Fresh off a trip to the Sweet 16, Shane Larkin may be the draft's most complete point guard.
Who is the best point guard available in this year’s NBA Draft? After looking at Trey Burke, Michael Carter-Williams, C.J. McCollum and Shane Larkin, the numbers suggest it may be the player who's been flying under the radar.
Jump Shots Last Season
Notable Point Guards in NBA Draft
McCollum played only 12 games last season before suffering a foot injury, but his field goal percentage and effective field goal percentage easily trumped those of Burke, Carter-Williams and Larkin. McCollum was especially effective on catch-and-shoot jumpers, on which he shot better than 60 percent.
Burke and Larkin both shot 41 percent on jumpers, while Carter-Williams has been criticized for his inconsistent jump shot. He made just 28 percent of his jumpers last season.
Finishing at the rim
McCollum was the most efficient of the group in terms of scoring around the basket on non-post-up plays. He shot 57 percent and scored 1.19 points per play. Larkin and Burke both shot just under 52 percent and scored 1.05 points per play.
Carter-Williams finished at the bottom of the pack, shooting just 49 percent at the rim.
On pick-and-roll plays including passes -- which takes into account each point guard’s scoring plays and the plays they created for their teammates -- Burke was the most efficient.
Highest Usage Rate w/ 120+ Off Rating
Big Ten - Last 10 Seasons
Larkin was the only Division I player who created more points on pick-and-roll plays than Burke, but Burke's efficiency was just part of the package he brought to the Michigan offense.
This past season, Burke posted an offensive rating (points produced per 100 possessions) of 121 while being used on 29 percent of Michigan's possessions while on the floor. This combination of volume and efficiency was the best by any Big Ten player over the last 10 seasons.
Carter-Williams struggled to score efficiently, ranking last in every offensive category compared with the other three point guards. But defensively, Carter-Williams ranks above the rest.
Carter-Williams held opponents to 15 percent shooting on isolation plays last season (4-26 FG) and limited opponents to 0.26 points per play, both of which ranked among the top 10 nationally (min. 30 plays).
None of the other point guards really compare to Carter-Williams in this regard. Larkin and Burke allowed 0.68 points per isolation play, while McCollum allowed 1.00 point per play.
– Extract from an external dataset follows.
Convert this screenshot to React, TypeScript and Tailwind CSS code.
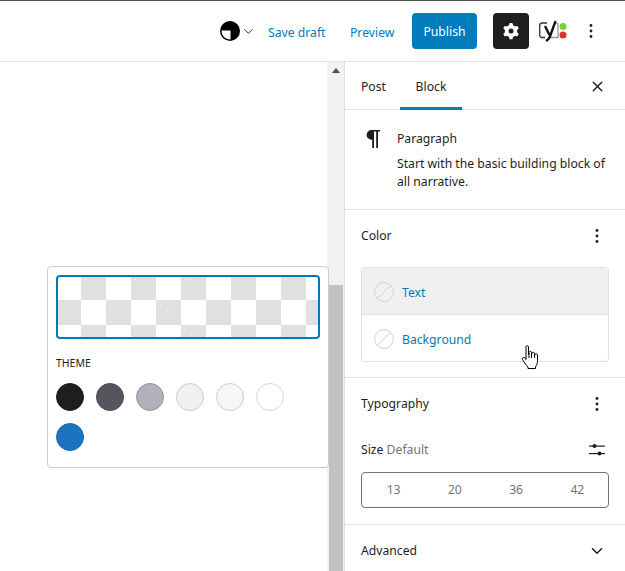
import { ChevronDown, X } from "lucide-react";

const FONT = "font-['Noto_Sans','Open_Sans',sans-serif]";
const SWATCHES = [
  "bg-[#1e1e1e] border-[#1e1e1e]",
  "bg-[#55555f] border-[#4a4a52]",
  "bg-[#b1b0bd] border-[#9392a0]",
  "bg-[#f0f0f0] border-[#cccccc]",
  "bg-[#f6f7f9] border-[#cccccc]",
  "bg-white border-[#d6d6d6]",
  "bg-[#1e73be] border-[#1a66a8]",
];

function Dots() {
  return (
    <button className="flex h-6 w-6 items-center justify-center">
      <svg width="24" height="24" viewBox="0 0 24 24" fill="#1e1e1e">
        <circle cx="12" cy="6.500" r="1.400" />
        <circle cx="12" cy="12" r="1.400" />
        <circle cx="12" cy="17.500" r="1.400" />
      </svg>
    </button>
  );
}

function NoColor() {
  return (
    <svg width="20" height="20" viewBox="0 0 20 20" className="shrink-0">
      <circle cx="10" cy="10" r="9.500" fill="none" stroke="#cfcfcf" />
      <path d="M3.500 16.500 16.500 3.500" stroke="#cfcfcf" />
    </svg>
  );
}

function StyleIcon() {
  return (
    <svg width="20" height="20" viewBox="0 0 20 20">
      <circle cx="10" cy="10" r="10" fill="#000" />
      <path d="M10.500 9.500H1.500A8.500 8.500 0 0 0 10.500 18.500Z" fill="#fff" />
    </svg>
  );
}

function GearIcon() {
  return (
    <svg width="24" height="24" viewBox="0 0 24 24" fill="#fff">
      <path
        fillRule="evenodd"
        d="M10.289 4.836A1 1 0 0111.275 4h1.450a1 1 0 01.986.836l.244 1.466c.788.26 1.503.679 2.108 1.218l1.393-.522a1 1 0 011.216.437l.725 1.256a1 1 0 01-.23 1.273l-1.148.944a6.025 6.025 0 010 2.435l1.149.946a1 1 0 01.23 1.272l-.726 1.257a1 1 0 01-1.216.437l-1.393-.522c-.605.54-1.320.958-2.108 1.218l-.244 1.466a1 1 0 01-.986.836h-1.450a1 1 0 01-.986-.836l-.244-1.466a5.995 5.995 0 01-2.108-1.218l-1.394.522a1 1 0 01-1.217-.436l-.725-1.257a1 1 0 01.23-1.272l1.150-.946a6.026 6.026 0 010-2.435l-1.150-.944a1 1 0 01-.23-1.273l.725-1.256a1 1 0 011.217-.437l1.393.522a5.994 5.994 0 012.108-1.218l.244-1.466zM14.500 12a2.500 2.500 0 11-5 0 2.500 2.500 0 015 0z"
      />
    </svg>
  );
}

function YoastIcon() {
  return (
    <svg width="30" height="24" viewBox="0 0 30 24" fill="none">
      <path d="M8 4H3A2.500 2.500 0 0 0 .7 6.500v9A2.500 2.500 0 0 0 3 18.500H6" stroke="#333" strokeWidth="1.300" />
      <path d="M15 4h1.500A2.500 2.500 0 0 1 19 6.500v12H10" stroke="#9a9a9a" strokeWidth="1.300" />
      <path d="M16.500 2 11 17.500c-.7 2-1.900 3.500-4 4.500" stroke="#111" strokeWidth="2.300" />
      <path d="M6 7 10.500 16" stroke="#111" strokeWidth="2.300" />
      <circle cx="24" cy="7.500" r="3.500" fill="#7ad03a" />
      <circle cx="24" cy="16" r="3.500" fill="#dc3232" />
    </svg>
  );
}

function HandCursor() {
  return (
    <svg width="19" height="25" viewBox="0 0 19 25" className="absolute left-[521px] top-[345px]">
      <path
        d="M5 1.500C5 .5 7.500 .5 7.500 1.500V9.500L8 7c.5-1 2.500-1 2.500.5V10l.5-2c.5-1 2.500-1 2.500.5V11l.5-1.500c.5-1 2.500-1 2.500.5v5.500c0 3-1 5-2 6.500v1.500H7v-1.500c-2-2-3-3.500-5.500-7.500-1-1.500 1-3 2.500-1.500l1 1.500Z"
        fill="#fff"
        stroke="#000"
        strokeLinejoin="round"
      />
      <path d="M8 8v5M10.500 8.500V13M13.500 9.500V13" stroke="#000" />
    </svg>
  );
}

function ParagraphIcon() {
  return (
    <svg width="16" height="18" viewBox="0 0 16 18" className="ml-[4px] mt-[1px] shrink-0" fill="#1e1e1e">
      <path d="M6.500 0H15v1.600h-2V18h-1.800V1.600H9V18H7.200V9.800h-.7A4.900 4.900 0 0 1 6.500 0Z" />
    </svg>
  );
}

function SlidersIcon() {
  return (
    <svg width="16" height="14" viewBox="0 0 16 14" fill="#1e1e1e">
      <rect x="0" y="2.500" width="16" height="1.200" />
      <rect x="0" y="10" width="16" height="1.200" />
      <circle cx="5.500" cy="3" r="2" />
      <circle cx="10.500" cy="10.500" r="2" />
    </svg>
  );
}

export default function App() {
  return (
    <div className={`relative flex h-[571px] w-[625px] flex-col overflow-hidden bg-white text-[12.2px] text-[#1e1e1e] ${FONT}`}>
      <header className="flex h-[62px] shrink-0 items-center border-b border-t border-b-[#e0e0e0] border-t-[#555555] pl-[220px]">
        <StyleIcon />
        <ChevronDown size={15} strokeWidth={1.500} className="ml-[1px]" />
        <span className="ml-[12px] w-[58px] whitespace-nowrap pt-[4px] text-[#007cba]">Save draft</span>
        <span className="ml-[24px] w-[44px] whitespace-nowrap pt-[4px] text-[#007cba]">Preview</span>
        <button className="ml-[18px] h-9 w-[65px] rounded-sm bg-[#007cba] pt-[3px] font-[450] text-white">Publish</button>
        <button className="ml-4 flex h-9 w-9 items-center justify-center rounded-sm bg-[#1e1e1e]">
          <GearIcon />
        </button>
        <span className="ml-[10px] flex">
          <YoastIcon />
        </span>
        <span className="ml-[10px] flex">
          <Dots />
        </span>
      </header>

      <div className="flex min-h-0 flex-1">
        <main className="flex min-w-0 flex-1 justify-end">
          <div className="flex h-full w-[17px] flex-col bg-[#f1f1f1]">
            <div className="flex h-[17px] items-center justify-center">
              <div className="h-0 w-0 border-x-4 border-b-[5px] border-x-transparent border-b-[#505050]" />
            </div>
            <div className="ml-[2px] mr-[1px] mt-[206px] flex-1 bg-[#c1c1c1]" />
          </div>
        </main>

        <aside className="w-[281px] shrink-0 border-l border-[#e0e0e0]">
          <div className="flex h-[48px] items-stretch border-b border-[#e0e0e0] pl-[16px] pr-[16px]">
            <span className="flex w-[39px] items-center pt-[3px]">Post</span>
            <span className="relative flex w-[62px] items-center justify-center pt-[3px] font-[450]">
              Block
              <span className="absolute -bottom-px left-0 h-[3px] w-full bg-[#007cba]" />
            </span>
            <span className="ml-auto flex items-center pr-[3px] pt-[1px]">
              <X size={17} strokeWidth={2} />
            </span>
          </div>

          <section className="flex h-[100px] gap-[16px] border-b border-[#e0e0e0] px-4 pt-[19px]">
            <span className="w-[20px] shrink-0">
              <ParagraphIcon />
            </span>
            <div className="pt-[1px]">
              <h2 className="font-[450] leading-[18px]">Paragraph</h2>
              <p className="mt-[7px] w-[216px] leading-[18px]">
                Start with the basic building block of all narrative.
              </p>
            </div>
          </section>

          <section className="h-[168px] border-b border-[#e0e0e0] px-4">
            <div className="flex h-[50px] items-center justify-between pt-[1px]">
              <h2 className="pt-[2px] font-[450]">Color</h2>
              <Dots />
            </div>
            <div className="mt-[7px] h-[95px] rounded-sm border border-[#e0e0e0]">
              <div className="flex h-[47px] items-center gap-[8px] border-b border-[#e0e0e0] bg-[#f0f0f0] pl-[12px] pt-[1px] text-[#007cba]">
                <NoColor />
                <span className="pt-[4px]">Text</span>
              </div>
              <div className="flex h-[46px] items-center gap-[8px] pl-[12px] pt-[1px] text-[#007cba]">
                <NoColor />
                <span className="pt-[4px]">Background</span>
              </div>
            </div>
          </section>

          <section className="h-[147px] border-b border-[#e0e0e0] px-4">
            <div className="flex h-[50px] items-center justify-between pt-[2px]">
              <h2 className="font-[450]">Typography</h2>
              <Dots />
            </div>
            <div className="mt-[12px] flex h-[20px] items-center justify-between pr-[4px]">
              <span>
                Size <span className="text-[#757575]">Default</span>
              </span>
              <SlidersIcon />
            </div>
            <div className="mt-[12px] grid h-[36px] grid-cols-4 rounded-sm border border-[#757575] pl-[1px] text-[#757575]">
              {[13, 20, 36, 42].map((size) => (
                <span key={size} className="flex items-center justify-center pt-[1px]">
                  {size}
                </span>
              ))}
            </div>
          </section>

          <section className="flex h-[50px] items-center justify-between px-4 pt-[2px]">
            <h2 className="font-[450]">Advanced</h2>
            <span className="flex w-6 justify-center">
              <ChevronDown size={18} strokeWidth={2} />
            </span>
          </section>
        </aside>
      </div>

      <div className="absolute left-[47px] top-[266px] h-[202px] w-[282px] rounded-sm border border-[#cccccc] bg-white p-2">
        <div className="relative h-[64px] w-[264px] overflow-hidden rounded-sm border-2 border-[#007cba] bg-[repeating-conic-gradient(#e0e0e0_0_25%,#fff_0_50%)] bg-[size:50px_50px] bg-origin-border">
          <svg width="260" height="60" className="absolute inset-0">
            <defs>
              <pattern id="noise" width="50" height="50" patternUnits="userSpaceOnUse" patternTransform="translate(-2 -2)">
                {[1, 4, 10, 15].map((d) => (
                  <g key={d} fill="#fff">
                    <rect x={25 + d} y={d} width="1" height="1" />
                    <rect x={d} y={25 + d} width="1" height="1" />
                  </g>
                ))}
              </pattern>
            </defs>
            <rect width="260" height="60" fill="url(#noise)" />
          </svg>
        </div>
        <h3 className="mt-[16px] text-[10.5px] uppercase leading-4">Theme</h3>
        <div className="mt-[12px] flex flex-wrap gap-[12px]">
          {SWATCHES.map((swatch) => (
            <span key={swatch} className={`h-7 w-7 rounded-full border ${swatch}`} />
          ))}
        </div>
      </div>

      <HandCursor />
    </div>
  );
}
Carter-Williams also has the slight edge over Larkin in defending pick-and-rolls (0.62 points per play vs 0.63 points per play), each allowing about six points every 10 plays. McCollum and Burke each allowed about seven points every 10 pick-and-roll plays.
Based on the numbers above, it's not surprising that Carter-Williams led the group in steal percentage, grabbing a steal nearly once every 20 plays. However, you can argue that his high rate may be due to Syracuse’s 2-3 zone defense. McCollum had the lowest steal percentage of the foursome, slightly below Burke.
Burke finished in the bottom two in five of the seven categories. Carter-Williams was last in every offensive category, but first in all of the defensive categories. McCollum’s weakness is his defense, as he ranked in the bottom two in all three defensive categories.
Meanwhile, Larkin is the only one of the four point guard prospects not to finish last in any of the metrics used above. He actually finished in the top two in all seven categories, and as a result, the numbers suggest that he is the most well-rounded of the bunch.